Thursday, April 3, 2014

Oozie High Availability

In the earlier blog entries, we looked at how to install/configure Oozie, create and submit a simple work flow and finally execute the work flow at regular intervals of time.
Oozie work flows are written in HPDL (Hadoop Process Definition Language) using Hue or as simple as using a notepad. Note that writing HPDL is not easy and so using Hue would be easiest approach as it automatically generates the HPDL xml code. Oozie Client submits the work flow definition to the Oozie Server which in turn starts different actions as defined in the work flow definition.
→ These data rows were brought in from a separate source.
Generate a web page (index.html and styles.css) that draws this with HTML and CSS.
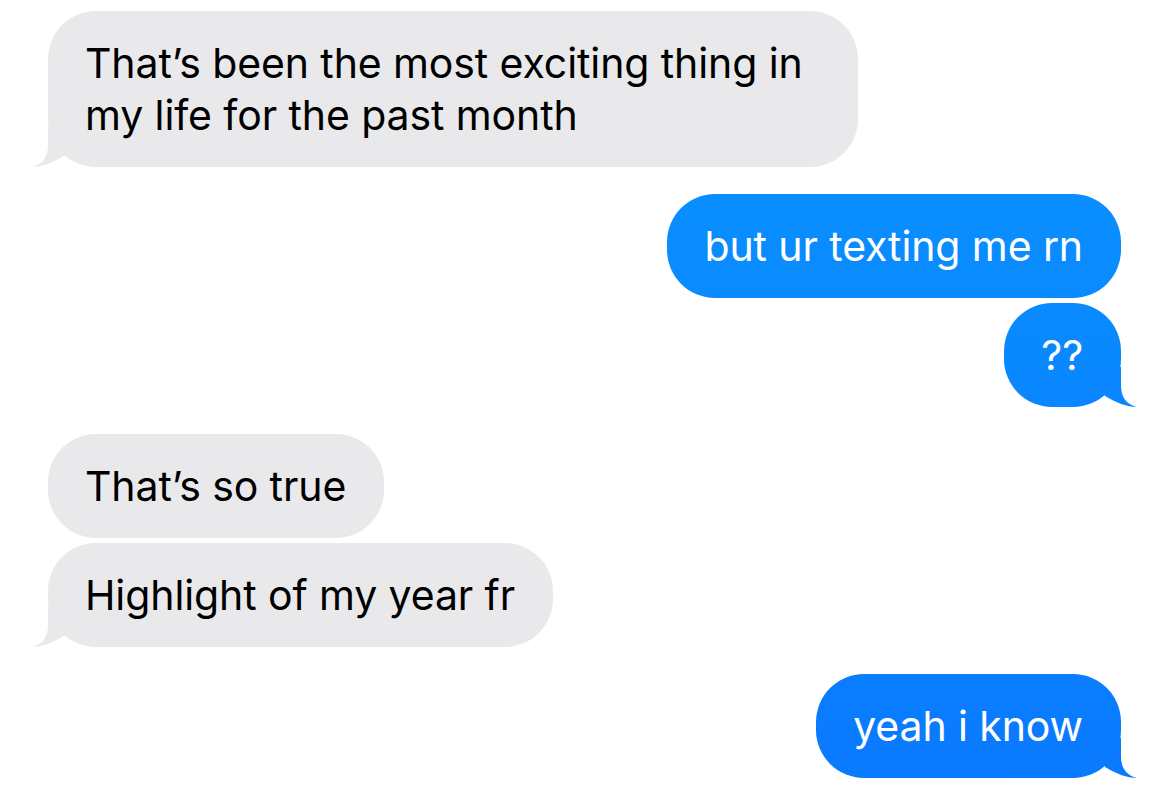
FILE: index.html
```html
<!DOCTYPE html>
<html lang="en">
<head>
  <meta charset="UTF-8" />
  <meta name="viewport" content="width=device-width, initial-scale=1.0"/>
  <title>Messages</title>
  <link rel="stylesheet" href="styles.css">
</head>
<body>
  <main class="thread">

    <!-- them -->
    <div class="group them">
      <p class="bubble tail">That’s been the most exciting thing in my life for the past month</p>
    </div>

    <!-- me -->
    <div class="group me">
      <p class="bubble">but ur texting me rn</p>
      <p class="bubble tail">??</p>
    </div>

    <div class="group them">
      <p class="bubble">That’s so true</p>
      <p class="bubble tail">Highlight of my year fr</p>
    </div>

    <div class="group me">
      <p class="bubble tail">yeah i know</p>
    </div>

  </main>
</body>
</html>
```

FILE: styles.css
```css
* {
  margin: 0;
  padding: 0;
  box-sizing: border-box;
}

body {
  font-family: Inter, "Noto Sans", sans-serif;
  background: #fff;
  color: #000;
}

.thread {
  display: flex;
  flex-direction: column;
  gap: 27px;
  padding: 11px 49px 0 48px;
}

.group {
  display: flex;
  flex-direction: column;
  gap: 5px;
}

.group.them {
  align-items: flex-start;
}

.group.me {
  align-items: flex-end;
}

.bubble {
  position: relative;
  max-width: 810px;
  padding: 26px 38px 26px 37px;
  border-radius: 48px;
  font-size: 41px;
  line-height: 52px;
  letter-spacing: -0.1px;
}

.them .bubble {
  background: #e9e9eb;
  color: #000;
}

.me .bubble {
  color: #fff;
  /* iMessage style: the blue shifts down the screen */
  background: linear-gradient(#0a95ff, #0a79ff) fixed;
}

/* the little tail on the last bubble of a group */
.tail::after {
  content: "";
  position: absolute;
  bottom: 0;
  width: 44px;
  height: 40px;
  background: inherit;
}

.me .tail::after {
  right: -20px;
  clip-path: path("M 24 0 L 24 18 C 24 30, 29 37, 40 40 C 30 40, 20 36, 8 29 L 0 0 Z");
}

.them .tail::after {
  left: -20px;
  clip-path: path("M 20 0 L 20 18 C 20 30, 15 37, 4 40 C 14 40, 24 36, 36 29 L 44 0 Z");
}
```
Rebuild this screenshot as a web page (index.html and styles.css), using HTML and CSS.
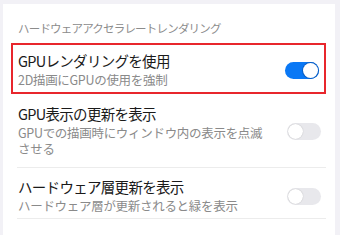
FILE: index.html
```html
<!DOCTYPE html>
<html lang="ja">
	<head>
		<meta charset="UTF-8" />
		<meta name="viewport" content="width=device-width, initial-scale=1.0" />
		<title>ハードウェアアクセラレートレンダリング</title>
		<link rel="stylesheet" href="styles.css">
	</head>
	<body>
		<div class="card">
			<div class="section-title">ハードウェアアクセラレートレンダリング</div>
			<div class="setting-item highlight">
				<div class="setting-text">
					<div class="setting-name">GPUレンダリングを使用</div>
					<div class="setting-desc">2D描画にGPUの使用を強制</div>
				</div>
				<span class="switch on"></span>
			</div>
			<div class="setting-item">
				<div class="setting-text">
					<div class="setting-name">GPU表示の更新を表示</div>
					<div class="setting-desc">GPUでの描画時にウィンドウ内の表示を点滅させる</div>
				</div>
				<span class="switch"></span>
			</div>
			<div class="setting-item divided">
				<div class="setting-text">
					<div class="setting-name">ハードウェア層更新を表示</div>
					<div class="setting-desc">ハードウェア層が更新されると緑を表示</div>
				</div>
				<span class="switch"></span>
			</div>
		</div>
	</body>
</html>
```

FILE: styles.css
```css
* {
	padding: 0;
	margin: 0;
	box-sizing: border-box;
}
body {
	background-color: #f2f1f6;
	font-family: "Noto Sans CJK JP", "Noto Sans", sans-serif;
	width: 340px;
	height: 235px;
	overflow: hidden;
}
.card {
	background-color: #fff;
	margin: 4px 5px 0 3px;
	height: 231px;
	padding: 0 9px 0 8px;
}
.section-title {
	color: #8c8c8c;
	font-size: 11.5px;
	line-height: 18px;
	padding: 15px 0 6px 7px;
	letter-spacing: -0.8px;
	white-space: nowrap;
}
.setting-item {
	display: flex;
	align-items: center;
	margin: 0 0 0 6px;
	padding: 11px 5px 10px 1px;
}
.setting-item.highlight {
	margin: 0;
	border: 2px solid #e8262c;
	padding: 7px 5px 4px 5px;
}
.setting-item.divided {
	border-top: 1px solid #ececec;
	border-bottom: 1px solid #ececec;
	padding: 10px 5px 4px 1px;
}
.setting-text {
	flex: 1;
	min-width: 0;
}
.setting-name {
	color: #1a1a1a;
	font-size: 14.5px;
	line-height: 18px;
	letter-spacing: -0.7px;
	white-space: nowrap;
}
.setting-desc {
	color: #8a8a8a;
	font-size: 12.5px;
	line-height: 16px;
	margin-top: 2px;
	letter-spacing: -0.3px;
	padding-right: 17px;
}
.switch {
	position: relative;
	flex: none;
	width: 34px;
	height: 17px;
	border-radius: 9px;
	background-color: #e8e8ec;
}
.switch:after {
	content: "";
	position: absolute;
	top: 1px;
	left: 1px;
	width: 15px;
	height: 15px;
	border-radius: 50%;
	background-color: #fff;
	box-shadow: 0 0 1px rgba(0, 0, 0, 0.3);
}
.switch.on {
	background-color: #0a78f5;
}
.switch.on:after {
	left: 18px;
	box-shadow: 0 0 0 1px #0a5ec4;
}
```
As seen in the above diagram, the Oozie Server is a single point of failure. Oozie now supports HA (active-active Oozie Server) and the feature has been included in CDH 5. Here are the instructions for configuring Oozie in HA mode and here are more details about the Oozie HA feature from Cloudera.

1 comment:

  1. Hi Praveen,
    I am a follower of your blog. It is very useful for me to know what is going on around with Big Data community. Thank you for very useful info.
    I read about ‘Spark’ in your blog. Processing time is 4 times faster than traditional Hadoop MR batch processing.
    Do you still suggest to do 'Cloudera Certified Developer for Apache Hadoop CDH4 (CCD-410)' certification after releasing of Spark. How does it helpful. Because I am preparing for this certification and looking for a Big Data opportunity.
    THanks for your advice.